Nada de esto es nuevo. El nobel de Economía Douglass North les llama "sociedades de acceso limitado". Así ha sido siempre y así sucede en las tres cuartas partes del planeta. Lo realmente extraño y novedoso es la pulcritud en los manejos del dinero público. Durante milenios, desde el comienzo de los Estados, ha existido el contubernio entre los productores de recursos y la clase dirigente que administra la cosa pública. Unos y otros se necesitan y retroalimentan.
En las sociedades de acceso limitado ni siquiera existía la conciencia del delito. Formar parte de la aristocracia significaba no pagar impuestos y se premiaban las acciones en beneficio de la Corona con privilegios especiales. A Hernán Cortés, antes de privarlo de casi todo, le retribuyeron sus servicios de conquistar México con un título nobiliario y ciertos impuestos de veinte mil indios. Lo natural era la asignación de tratos preferentes.
Eso comenzó a cambiar en 1776, cuando los norteamericanos se separaron de Inglaterra, rompieron con el monarca Jorge III, declararon que todos los hombres eran iguales ante la ley, abolieron los privilegios y proclamaron la república. Sin darse cuenta, al cancelar los abolengos, habían creado la primera "sociedad de acceso abierto" fundada en el mercado y la meritocracia.
Es verdad que las mujeres y los negros quedaban fuera de la ecuación, algo que a trancas y barrancas se corregiría posteriormente, pero se modificó sustancialmente la relación entre la sociedad y el Estado.
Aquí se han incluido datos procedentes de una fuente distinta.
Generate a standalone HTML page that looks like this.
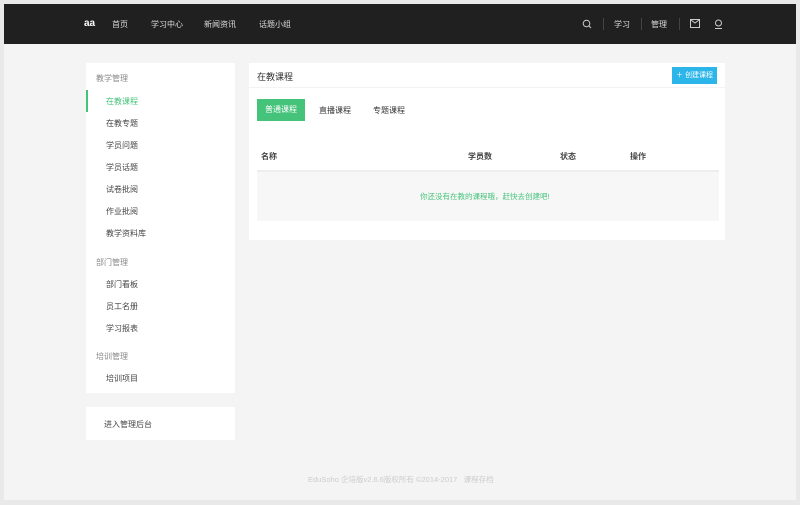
<!DOCTYPE html>
<html><head><meta charset="utf-8"><style>
*{margin:0;padding:0;box-sizing:border-box}
body{width:800px;height:505px;background:#e9e9e9;font-family:"Liberation Sans","Noto Sans CJK SC",sans-serif;font-size:8px;color:#333;position:relative;overflow:hidden}
.page{position:absolute;left:4px;top:4px;width:792px;height:496px;background:#f4f4f4}
.hd{position:absolute;left:0;top:0;width:792px;height:40px;background:#202020;color:#ddd}
.hd span{position:absolute;top:15px;font-size:8px}
.sep{position:absolute;top:14px;width:1px;height:12px;background:#444}
.box{position:absolute;background:#fff}
.side div{position:absolute;font-size:8px;color:#444}
.side .g{color:#888}
.abs{position:absolute}
</style></head><body><div class="page">
<div class="hd">
<span style="left:80px;top:14px;font-size:10px;font-weight:bold;color:#fff">aa</span>
<span style="left:108px">首页</span>
<span style="left:147px">学习中心</span>
<span style="left:200px">新闻资讯</span>
<span style="left:255px">话题小组</span>
<svg class="abs" style="left:578px;top:15px" width="10" height="10" viewBox="0 0 10 10"><circle cx="4.5" cy="4.5" r="3.3" fill="none" stroke="#ccc" stroke-width="1"/><path d="M7 7l2 2" stroke="#ccc"/></svg>
<div class="sep" style="left:599px"></div>
<span style="left:610px">学习</span>
<div class="sep" style="left:637px"></div>
<span style="left:647px">管理</span>
<div class="sep" style="left:675px"></div>
<svg class="abs" style="left:686px;top:15px" width="10" height="9" viewBox="0 0 10 9"><rect x=".5" y=".5" width="9" height="8" fill="none" stroke="#ccc"/><path d="M1 1l4 3 4-3" fill="none" stroke="#ccc"/></svg>
<svg class="abs" style="left:710px;top:15px" width="9" height="10" viewBox="0 0 9 10"><circle cx="4.5" cy="4" r="3" fill="none" stroke="#ccc"/><path d="M1 9.5h7" stroke="#ccc"/></svg>
</div>
<div class="box side" style="left:82px;top:59px;width:149px;height:330px">
<div class="g" style="left:10px;top:10px">教学管理</div>
<div style="left:0;top:27px;width:2px;height:22px;background:#46c37b"></div>
<div style="left:20px;top:33px;color:#46c37b">在教课程</div>
<div style="left:20px;top:55px">在教专题</div>
<div style="left:20px;top:77px">学员问题</div>
<div style="left:20px;top:99px">学员话题</div>
<div style="left:20px;top:121px">试卷批阅</div>
<div style="left:20px;top:143px">作业批阅</div>
<div style="left:20px;top:165px">教学资料库</div>
<div class="g" style="left:10px;top:194px">部门管理</div>
<div style="left:20px;top:216px">部门看板</div>
<div style="left:20px;top:238px">员工名册</div>
<div style="left:20px;top:260px">学习报表</div>
<div class="g" style="left:10px;top:288px">培训管理</div>
<div style="left:20px;top:310px">培训项目</div>
</div>
<div class="box" style="left:82px;top:403px;width:149px;height:33px"><span class="abs" style="left:18px;top:12px;color:#444">进入管理后台</span></div>
<div class="box" style="left:245px;top:59px;width:476px;height:177px">
<div class="abs" style="left:0;top:0;width:476px;height:25px;border-bottom:1px solid #f3f3f3"></div>
<span class="abs" style="left:8px;top:7px;font-size:9px;color:#333">在教课程</span>
<div class="abs" style="left:423px;top:4px;width:45px;height:17px;background:#2cb5e8;color:#fff;font-size:7px;line-height:17px;text-align:center">＋ 创建课程</div>
<div class="abs" style="left:8px;top:36px;width:48px;height:22px;background:#46c37b;color:#fff;line-height:22px;text-align:center">普通课程</div>
<span class="abs" style="left:70px;top:42px">直播课程</span>
<span class="abs" style="left:124px;top:42px">专题课程</span>
<span class="abs" style="left:12px;top:88px;font-weight:bold;color:#444">名称</span>
<span class="abs" style="left:219px;top:88px;font-weight:bold;color:#444">学员数</span>
<span class="abs" style="left:311px;top:88px;font-weight:bold;color:#444">状态</span>
<span class="abs" style="left:381px;top:88px;font-weight:bold;color:#444">操作</span>
<div class="abs" style="left:8px;top:107px;width:462px;height:51px;background:#f7f7f7;border-top:2px solid #eee"></div>
<span class="abs" style="left:171px;top:128px;color:#46c37b;font-size:7.5px">你还没有在教的课程哦，赶快去创建吧!</span>
</div>
<span class="abs" style="left:304px;top:470px;color:#ccc;font-size:7.5px">EduSoho 企培版v2.6.6版权所有 ©2014-2017 &nbsp; 课程存档</span>
</div></body></html>
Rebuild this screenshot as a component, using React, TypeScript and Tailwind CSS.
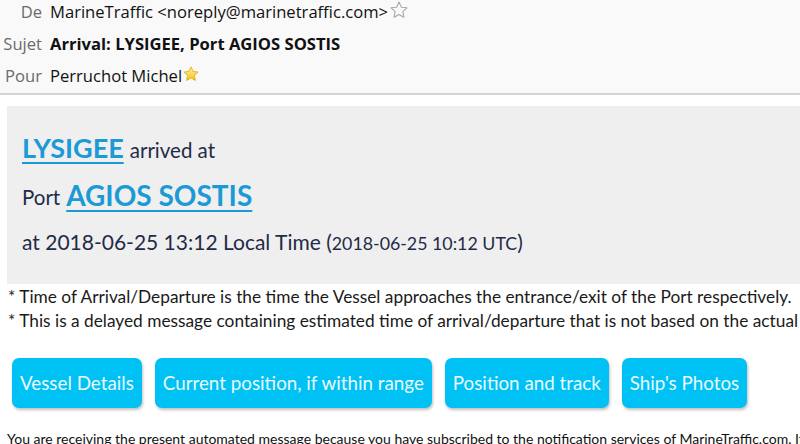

Las personas se habían transformado en ciudadanos dueños de la soberanía, legitimados porque eran los taxpayers, mientras los políticos y los funcionarios se convirtieron en humildes servidores públicos que recibían sus salarios del pueblo. El dinero era el gran factor de legitimación y había que manejarlo escrupulosamente.
A partir de ese ejemplo, otras sociedades fueron copiando la estructura política estadounidense, pero no todas entendieron que el éxito no radicaba en inspirarse mecánicamente en la Constitución de 1787 forjada en Filadelfia, sino en suscribir los principios éticos que animaron la primera república moderna.
Hoy existen unas 25 o 30 naciones —las sospechosas habituales de siempre, encabezadas por las escandinavas— que han internalizado los principios morales de las sociedades de acceso abierto y ajustan su comportamiento a las normas legales establecidas en los códigos. Es un proceso lento que, con el tiempo, abarcará a todo el planeta.
La clave está en el Poder Judicial. El juez federal brasileño Sérgio Moro tiene contra las cuerdas a los políticos y los empresarios de su país, más o menos como el juez italiano Antonio di Pietro en la década de los noventa del siglo XX desató la operación Manos Limpias y 1.233 políticos, empresarios y funcionarios corruptos acabaron tras las rejas, con lo que se desplomó de paso toda la estructura política posterior a la Segunda Guerra Mundial.
Poco a poco, en el resto del mundo sucederá lo mismo.